Syria boycotts a U.S.-sponsored economic development conference Officials are frustrated about Israel's strong role

October 29, 1995|By NEW YORK TIMES NEWS SERVICE

DAMASCUS, Syria -- The Syrian government is voicing new frustration at what it calls signs that Israel is being allowed to forge an increasingly strong role in the Middle East.

As other Arab delegations prepare to join Israeli officials at a U.S.-sponsored economic conference that begins today in Amman, Jordan, the Damascus government has decided to stay away, and it is pointing to the gathering to sound new alarms at what it regards as capitulation by others.

"There is no way to compel Syria to abandon her rights and dignity because if she did that, she would be like the one who places a bomb that permanently threatens the security of the region," Vice President Abdul Halim Khaddam warned in a recent speech.

After 47 years formally in a state of war, Syria remains firm in insisting that peace requires a complete Israeli withdrawal from occupied territory in the Golan Heights.

But now that the Palestine Liberation Organization and Jordan have concluded accords with Israel, Damascus is portraying Israel as a dangerous beneficiary of a deeply flawed peace.

In announcing Syria's boycott of the economic development conference, officials here have portrayed it as bound to serve Israeli interests.

And with Jordan, the PLO and others plainly eager for the international aid from the Middle East Development Bank that the United States hopes the conference will establish, a government newspaper recently scorned the projects under review as likely only to "establish the so-called new Middle East under Israeli leadership."

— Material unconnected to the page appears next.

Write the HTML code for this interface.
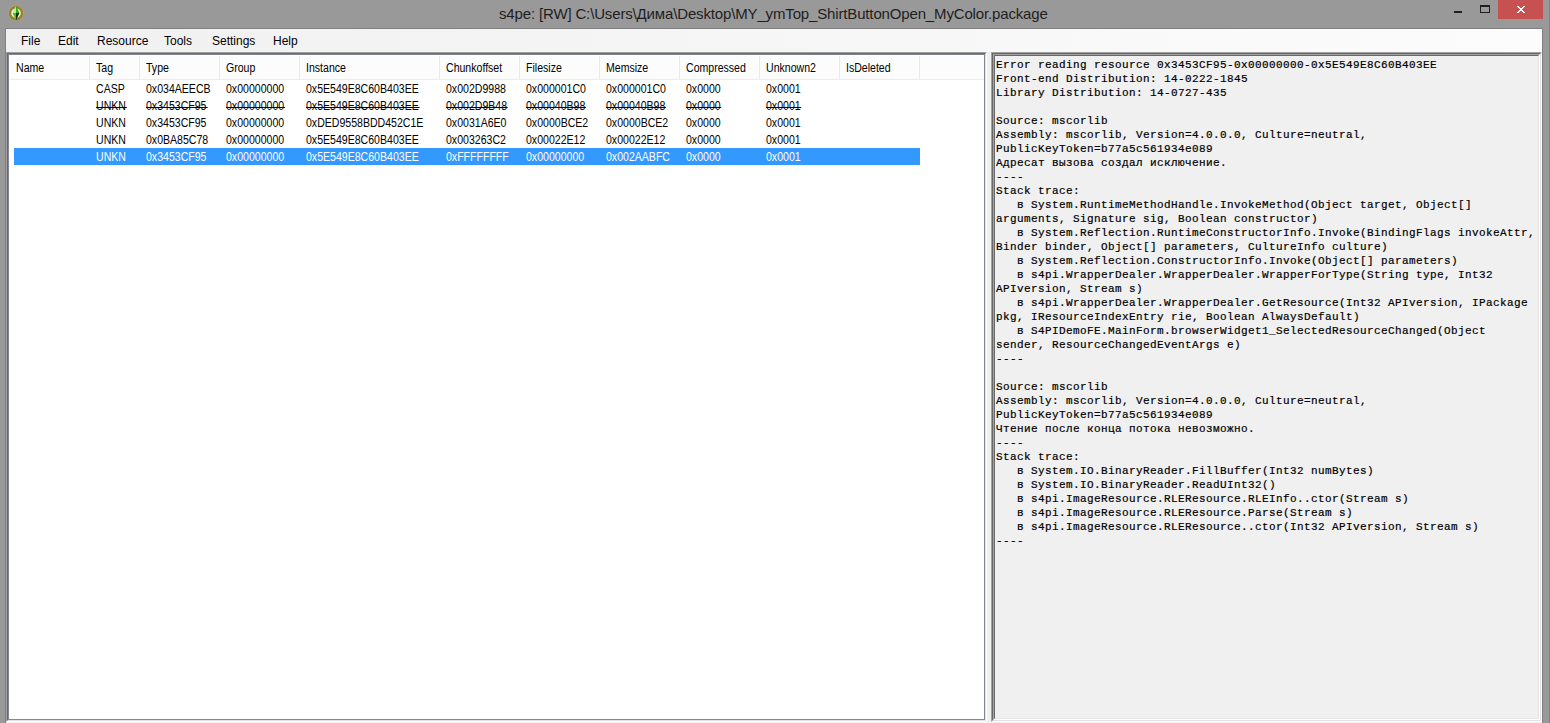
<!DOCTYPE html>
<html><head><meta charset="utf-8">
<style>
html,body{margin:0;padding:0}
body{width:1550px;height:723px;overflow:hidden;background:#999999;position:relative;font-family:"Liberation Sans",sans-serif}
.abs{position:absolute}
#title{position:absolute;left:499px;top:5px;font-size:15px;color:#1e1e1e;white-space:pre;letter-spacing:-0.15px}
#frameline{left:5px;top:28px;width:1538px;height:695px;background:#808080}
#client{left:6px;top:29px;width:1536px;height:694px;background:#f0f0f0}
#menu{left:6px;top:29px;width:1536px;height:23px;background:linear-gradient(to right,#f0f0f0,#fcfcfc)}
.mi{position:absolute;top:5px;font-size:12px;color:#000;white-space:pre}
#lp{left:6px;top:52px;width:981px;height:670px;box-sizing:border-box;border-left:1px solid #a0a0a0;border-top:1px solid #a0a0a0;border-right:1px solid #fff;border-bottom:1px solid #fff}
#lp2{left:7px;top:53px;width:979px;height:668px;box-sizing:border-box;border-left:1px solid #696969;border-top:1px solid #696969;border-right:1px solid #e3e3e3;border-bottom:1px solid #e3e3e3}
#lv{left:8px;top:54px;width:977px;height:666px;box-sizing:border-box;border:1px solid #828790;background:#fff}
#rp{left:991px;top:52px;width:551px;height:670px;box-sizing:border-box;border-left:1px solid #a0a0a0;border-top:1px solid #a0a0a0;border-right:1px solid #fff;border-bottom:1px solid #fff}
#rp2{left:992px;top:53px;width:549px;height:668px;box-sizing:border-box;border-left:1px solid #696969;border-top:1px solid #696969;border-right:1px solid #e3e3e3;border-bottom:1px solid #e3e3e3}
#tb{left:993px;top:54px;width:547px;height:666px;box-sizing:border-box;border-left:1px solid #a0a0a0;border-top:1px solid #a0a0a0;border-right:1px solid #fff;border-bottom:1px solid #fff}
#tb2{left:994px;top:55px;width:545px;height:664px;box-sizing:border-box;border-left:1px solid #696969;border-top:1px solid #696969;border-right:1px solid #e3e3e3;border-bottom:1px solid #e3e3e3;background:#f0f0f0}
#txt{left:996px;top:58px;font-family:"Liberation Mono",monospace;font-size:11px;letter-spacing:0.4px;-webkit-text-stroke:0.2px #000;line-height:14px;white-space:pre;color:#000}
#hdr{left:9px;top:55px;width:975px;height:24px;background:#fcfcfc;border-bottom:1px solid #e5edf8}
.hs{position:absolute;top:1px;width:1px;height:23px;background:#e3ebf6}
.ht{position:absolute;top:6px;font-size:12px;color:#000;white-space:pre;transform:scaleX(0.88);transform-origin:0 0}
.row{position:absolute;left:9px;height:17px;width:975px}
.c{position:absolute;top:2px;font-size:12px;white-space:pre;color:#000;transform:scaleX(0.88);transform-origin:0 0}
.del .c::after{content:"";position:absolute;left:0;right:-1px;top:8px;height:1px;background:#000}
.sel{background:#3399ff;width:906px;left:14px}
.sel .c{color:#fff}
#close{left:1498px;top:0;width:45px;height:19px;background:#c75050}
#rframe{left:1549px;top:0;width:1px;height:723px;background:#808080}
</style></head><body>
<div class="abs" id="rframe"></div>
<svg class="abs" style="left:8px;top:5px" width="16" height="16" viewBox="0 0 16 16">
<circle cx="8" cy="8.2" r="6.1" fill="#ecece0" stroke="#9a8424" stroke-width="2.6"/>
<circle cx="8" cy="8.2" r="7.6" fill="none" stroke="#d8d0b0" stroke-width="0.6" stroke-dasharray="1 1.2" opacity="0.7"/>
<path d="M8 0.8 L4.6 8 L8 8 Z" fill="#b8f090"/>
<path d="M4.6 8 L8 15.6 L8 8 Z" fill="#48c030"/>
<path d="M8 0.8 L11.4 8 L8 8 Z" fill="#30a828"/>
<path d="M11.4 8 L8 15.6 L8 8 Z" fill="#0c3a0c"/>
</svg>
<div id="title">s4pe: [RW] C:\Users\Дима\Desktop\MY_ymTop_ShirtButtonOpen_MyColor.package</div>
<div class="abs" style="left:1454px;top:11px;width:8px;height:2px;background:#1f1f1f"></div>
<div class="abs" style="left:1480px;top:5px;width:10px;height:8px;box-sizing:border-box;border:1px solid #1f1f1f;border-top-width:2px"></div>
<div class="abs" id="close"></div>
<svg class="abs" style="left:1517px;top:6px" width="8" height="7" viewBox="0 0 8 7" fill="#fff" shape-rendering="crispEdges"><rect x="0" y="0" width="2" height="1"/><rect x="6" y="0" width="2" height="1"/><rect x="1" y="1" width="2" height="1"/><rect x="5" y="1" width="2" height="1"/><rect x="2" y="2" width="4" height="1"/><rect x="3" y="3" width="2" height="1"/><rect x="2" y="4" width="4" height="1"/><rect x="1" y="5" width="2" height="1"/><rect x="5" y="5" width="2" height="1"/><rect x="0" y="6" width="2" height="1"/><rect x="6" y="6" width="2" height="1"/></svg>
<div class="abs" id="frameline"></div>
<div class="abs" id="client"></div>
<div class="abs" id="menu">
<span class="mi" style="left:15px">File</span>
<span class="mi" style="left:52px">Edit</span>
<span class="mi" style="left:91px">Resource</span>
<span class="mi" style="left:158px">Tools</span>
<span class="mi" style="left:206px">Settings</span>
<span class="mi" style="left:267px">Help</span>
</div>
<div class="abs" id="lp"></div>
<div class="abs" id="lp2"></div>
<div class="abs" id="lv"></div>
<div class="abs" id="rp"></div>
<div class="abs" id="rp2"></div>
<div class="abs" id="tb"></div>
<div class="abs" id="tb2"></div>
<div class="abs" id="hdr">
<span class="ht" style="left:7px">Name</span><div class="hs" style="left:80px"></div>
<span class="ht" style="left:87px">Tag</span><div class="hs" style="left:130px"></div>
<span class="ht" style="left:137px">Type</span><div class="hs" style="left:210px"></div>
<span class="ht" style="left:217px">Group</span><div class="hs" style="left:290px"></div>
<span class="ht" style="left:297px">Instance</span><div class="hs" style="left:430px"></div>
<span class="ht" style="left:437px">Chunkoffset</span><div class="hs" style="left:510px"></div>
<span class="ht" style="left:517px">Filesize</span><div class="hs" style="left:590px"></div>
<span class="ht" style="left:597px">Memsize</span><div class="hs" style="left:670px"></div>
<span class="ht" style="left:677px">Compressed</span><div class="hs" style="left:750px"></div>
<span class="ht" style="left:757px">Unknown2</span><div class="hs" style="left:830px"></div>
<span class="ht" style="left:837px">IsDeleted</span><div class="hs" style="left:910px"></div>
</div>
<div class="row" style="top:80px"><span class="c" style="left:87px">CASP</span><span class="c" style="left:137px">0x034AEECB</span><span class="c" style="left:217px">0x00000000</span><span class="c" style="left:297px">0x5E549E8C60B403EE</span><span class="c" style="left:437px">0x002D9988</span><span class="c" style="left:517px">0x000001C0</span><span class="c" style="left:597px">0x000001C0</span><span class="c" style="left:677px">0x0000</span><span class="c" style="left:757px">0x0001</span></div>
<div class="row del" style="top:97px"><span class="c" style="left:87px">UNKN</span><span class="c" style="left:137px">0x3453CF95</span><span class="c" style="left:217px">0x00000000</span><span class="c" style="left:297px">0x5E549E8C60B403EE</span><span class="c" style="left:437px">0x002D9B48</span><span class="c" style="left:517px">0x00040B98</span><span class="c" style="left:597px">0x00040B98</span><span class="c" style="left:677px">0x0000</span><span class="c" style="left:757px">0x0001</span></div>
<div class="row" style="top:114px"><span class="c" style="left:87px">UNKN</span><span class="c" style="left:137px">0x3453CF95</span><span class="c" style="left:217px">0x00000000</span><span class="c" style="left:297px">0xDED9558BDD452C1E</span><span class="c" style="left:437px">0x0031A6E0</span><span class="c" style="left:517px">0x0000BCE2</span><span class="c" style="left:597px">0x0000BCE2</span><span class="c" style="left:677px">0x0000</span><span class="c" style="left:757px">0x0001</span></div>
<div class="row" style="top:131px"><span class="c" style="left:87px">UNKN</span><span class="c" style="left:137px">0x0BA85C78</span><span class="c" style="left:217px">0x00000000</span><span class="c" style="left:297px">0x5E549E8C60B403EE</span><span class="c" style="left:437px">0x003263C2</span><span class="c" style="left:517px">0x00022E12</span><span class="c" style="left:597px">0x00022E12</span><span class="c" style="left:677px">0x0000</span><span class="c" style="left:757px">0x0001</span></div>
<div class="row sel" style="top:148px"><span class="c" style="left:82px">UNKN</span><span class="c" style="left:132px">0x3453CF95</span><span class="c" style="left:212px">0x00000000</span><span class="c" style="left:292px">0x5E549E8C60B403EE</span><span class="c" style="left:432px">0xFFFFFFFF</span><span class="c" style="left:512px">0x00000000</span><span class="c" style="left:592px">0x002AABFC</span><span class="c" style="left:672px">0x0000</span><span class="c" style="left:752px">0x0001</span></div>
<div class="abs" id="txt">Error reading resource 0x3453CF95-0x00000000-0x5E549E8C60B403EE
Front-end Distribution: 14-0222-1845
Library Distribution: 14-0727-435

Source: mscorlib
Assembly: mscorlib, Version=4.0.0.0, Culture=neutral,
PublicKeyToken=b77a5c561934e089
Адресат вызова создал исключение.
----
Stack trace:
   в System.RuntimeMethodHandle.InvokeMethod(Object target, Object[]
arguments, Signature sig, Boolean constructor)
   в System.Reflection.RuntimeConstructorInfo.Invoke(BindingFlags invokeAttr,
Binder binder, Object[] parameters, CultureInfo culture)
   в System.Reflection.ConstructorInfo.Invoke(Object[] parameters)
   в s4pi.WrapperDealer.WrapperDealer.WrapperForType(String type, Int32
APIversion, Stream s)
   в s4pi.WrapperDealer.WrapperDealer.GetResource(Int32 APIversion, IPackage
pkg, IResourceIndexEntry rie, Boolean AlwaysDefault)
   в S4PIDemoFE.MainForm.browserWidget1_SelectedResourceChanged(Object
sender, ResourceChangedEventArgs e)
----

Source: mscorlib
Assembly: mscorlib, Version=4.0.0.0, Culture=neutral,
PublicKeyToken=b77a5c561934e089
Чтение после конца потока невозможно.
----
Stack trace:
   в System.IO.BinaryReader.FillBuffer(Int32 numBytes)
   в System.IO.BinaryReader.ReadUInt32()
   в s4pi.ImageResource.RLEResource.RLEInfo..ctor(Stream s)
   в s4pi.ImageResource.RLEResource.Parse(Stream s)
   в s4pi.ImageResource.RLEResource..ctor(Int32 APIversion, Stream s)
----</div>
</body></html>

Syrian frustration has increased since June, when the latest round of talks with Israel abruptly collapsed. Syrian officials have said that their side has been unduly blamed for the breakdown of the discussions, which were adjourned after two days by Syrian negotiators.

They have said that an Israeli proposal then to maintain ground monitoring stations in the Golan Heights so contradicted Syria's longtime insistence on total Israeli withdrawal that the two sides had nothing left to talk about.

Syria has since watched Washington embrace the two Arab leaders it regards as most misguided: King Hussein of Jordan and PLO leader Yasser Arafat.